═══ Dataset extract ═══
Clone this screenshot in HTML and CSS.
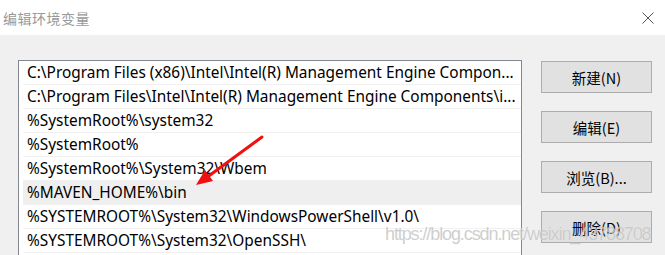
FILE: index.html
```html
<!DOCTYPE html>
<html lang="zh-CN">
<head>
    <meta charset="UTF-8">
    <title>编辑环境变量</title>
    <link rel="stylesheet" href="styles.css">
</head>
<body>
    <div class="titlebar">
        <span class="title">编辑环境变量</span>
        <svg class="close" width="12" height="12" viewBox="0 0 12 12">
            <path d="M0.5 0.5 L11.5 11.5 M11.5 0.5 L0.5 11.5" stroke="#555" stroke-width="1" fill="none"/>
        </svg>
    </div>

    <div class="content">
        <div class="path-list">
            <div class="row">C:\Program Files (x86)\Intel\Intel(R) Management Engine Compon...</div>
            <div class="row">C:\Program Files\Intel\Intel(R) Management Engine Components\i...</div>
            <div class="row">%SystemRoot%\system32</div>
            <div class="row">%SystemRoot%</div>
            <div class="row">%SystemRoot%\System32\Wbem</div>
            <div class="row selected">%MAVEN_HOME%\bin</div>
            <div class="row">%SYSTEMROOT%\System32\WindowsPowerShell\v1.0\</div>
            <div class="row">%SYSTEMROOT%\System32\OpenSSH\</div>
        </div>

        <div class="actions">
            <button>新建(N)</button>
            <button>编辑(E)</button>
            <button>浏览(B)...</button>
            <button>删除(D)</button>
        </div>
    </div>

    <!-- 标注箭头 -->
    <svg class="arrow" width="665" height="255" viewBox="0 0 665 255">
        <line x1="262" y1="137" x2="206" y2="178" stroke="#f01010" stroke-width="3" stroke-linecap="round"/>
        <polygon points="196,185 213,181 205,170" fill="#f01010"/>
    </svg>

    <div class="watermark">https://blog.csdn.net/weixin_43788708</div>
</body>
</html>
```

FILE: styles.css
```css
* {
    margin: 0;
    padding: 0;
    box-sizing: border-box;
}

body {
    width: 665px;
    height: 255px;
    overflow: hidden;
    position: relative;
    background: #f0f0f0;
    font-family: "Noto Sans", "Noto Sans CJK SC", sans-serif;
    color: #000;
}

.titlebar {
    height: 35px;
    background: #fff;
    display: flex;
    align-items: center;
    justify-content: space-between;
    padding: 0 11px 0 3px;
}

.title {
    font-family: "Noto Sans CJK SC", sans-serif;
    font-size: 14px;
    color: #999;
    letter-spacing: 0.5px;
}

.close {
    display: block;
}

.content {
    display: flex;
    align-items: flex-start;
    gap: 19px;
    padding: 25px 0 0 18px;
}

.path-list {
    width: 504px;
    height: 195px;
    border: 1px solid #828790;
    border-bottom: none;
    background: #fff;
    padding: 0 0 0 4px;
}

.row {
    height: 24px;
    line-height: 23px;
    border-bottom: 1px solid #f0f0f0;
    padding-left: 4px;
    font-size: 15.4px;
    white-space: nowrap;
    overflow: hidden;
}

.row.selected {
    background: #efefef;
}

.actions {
    display: flex;
    flex-direction: column;
    gap: 18px;
    padding-top: 1px;
}

.actions button {
    width: 111px;
    height: 32px;
    background: #e1e1e1;
    border: 1px solid #adadad;
    font-family: "Noto Sans CJK SC", sans-serif;
    font-size: 14.5px;
    color: #000;
}

.arrow {
    position: absolute;
    top: 0;
    left: 0;
    pointer-events: none;
}

.watermark {
    position: absolute;
    left: 385px;
    top: 224px;
    font-family: "Liberation Sans", Arial, sans-serif;
    font-size: 18px;
    letter-spacing: -1.1px;
    color: rgba(190, 190, 190, 0.75);
    text-shadow: 0 0 1px rgba(255, 255, 255, 0.6);
    white-space: nowrap;
    pointer-events: none;
}
```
═══
→ **Problem statement**:
Write the full listing out again with every line unchanged, but include no pictures.

→ **Output of the exercise**:
Clone this screenshot in HTML and CSS.
FILE: index.html
```html
<!DOCTYPE html>
<html lang="zh-CN">
<head>
    <meta charset="UTF-8">
    <title>编辑环境变量</title>
    <link rel="stylesheet" href="styles.css">
</head>
<body>
    <div class="titlebar">
        <span class="title">编辑环境变量</span>
        <svg class="close" width="12" height="12" viewBox="0 0 12 12">
            <path d="M0.5 0.5 L11.5 11.5 M11.5 0.5 L0.5 11.5" stroke="#555" stroke-width="1" fill="none"/>
        </svg>
    </div>

    <div class="content">
        <div class="path-list">
            <div class="row">C:\Program Files (x86)\Intel\Intel(R) Management Engine Compon...</div>
            <div class="row">C:\Program Files\Intel\Intel(R) Management Engine Components\i...</div>
            <div class="row">%SystemRoot%\system32</div>
            <div class="row">%SystemRoot%</div>
            <div class="row">%SystemRoot%\System32\Wbem</div>
            <div class="row selected">%MAVEN_HOME%\bin</div>
            <div class="row">%SYSTEMROOT%\System32\WindowsPowerShell\v1.0\</div>
            <div class="row">%SYSTEMROOT%\System32\OpenSSH\</div>
        </div>

        <div class="actions">
            <button>新建(N)</button>
            <button>编辑(E)</button>
            <button>浏览(B)...</button>
            <button>删除(D)</button>
        </div>
    </div>

    <!-- 标注箭头 -->
    <svg class="arrow" width="665" height="255" viewBox="0 0 665 255">
        <line x1="262" y1="137" x2="206" y2="178" stroke="#f01010" stroke-width="3" stroke-linecap="round"/>
        <polygon points="196,185 213,181 205,170" fill="#f01010"/>
    </svg>

    <div class="watermark">https://blog.csdn.net/weixin_43788708</div>
</body>
</html>
```

FILE: styles.css
```css
* {
    margin: 0;
    padding: 0;
    box-sizing: border-box;
}

body {
    width: 665px;
    height: 255px;
    overflow: hidden;
    position: relative;
    background: #f0f0f0;
    font-family: "Noto Sans", "Noto Sans CJK SC", sans-serif;
    color: #000;
}

.titlebar {
    height: 35px;
    background: #fff;
    display: flex;
    align-items: center;
    justify-content: space-between;
    padding: 0 11px 0 3px;
}

.title {
    font-family: "Noto Sans CJK SC", sans-serif;
    font-size: 14px;
    color: #999;
    letter-spacing: 0.5px;
}

.close {
    display: block;
}

.content {
    display: flex;
    align-items: flex-start;
    gap: 19px;
    padding: 25px 0 0 18px;
}

.path-list {
    width: 504px;
    height: 195px;
    border: 1px solid #828790;
    border-bottom: none;
    background: #fff;
    padding: 0 0 0 4px;
}

.row {
    height: 24px;
    line-height: 23px;
    border-bottom: 1px solid #f0f0f0;
    padding-left: 4px;
    font-size: 15.4px;
    white-space: nowrap;
    overflow: hidden;
}

.row.selected {
    background: #efefef;
}

.actions {
    display: flex;
    flex-direction: column;
    gap: 18px;
    padding-top: 1px;
}

.actions button {
    width: 111px;
    height: 32px;
    background: #e1e1e1;
    border: 1px solid #adadad;
    font-family: "Noto Sans CJK SC", sans-serif;
    font-size: 14.5px;
    color: #000;
}

.arrow {
    position: absolute;
    top: 0;
    left: 0;
    pointer-events: none;
}

.watermark {
    position: absolute;
    left: 385px;
    top: 224px;
    font-family: "Liberation Sans", Arial, sans-serif;
    font-size: 18px;
    letter-spacing: -1.1px;
    color: rgba(190, 190, 190, 0.75);
    text-shadow: 0 0 1px rgba(255, 255, 255, 0.6);
    white-space: nowrap;
    pointer-events: none;
}
```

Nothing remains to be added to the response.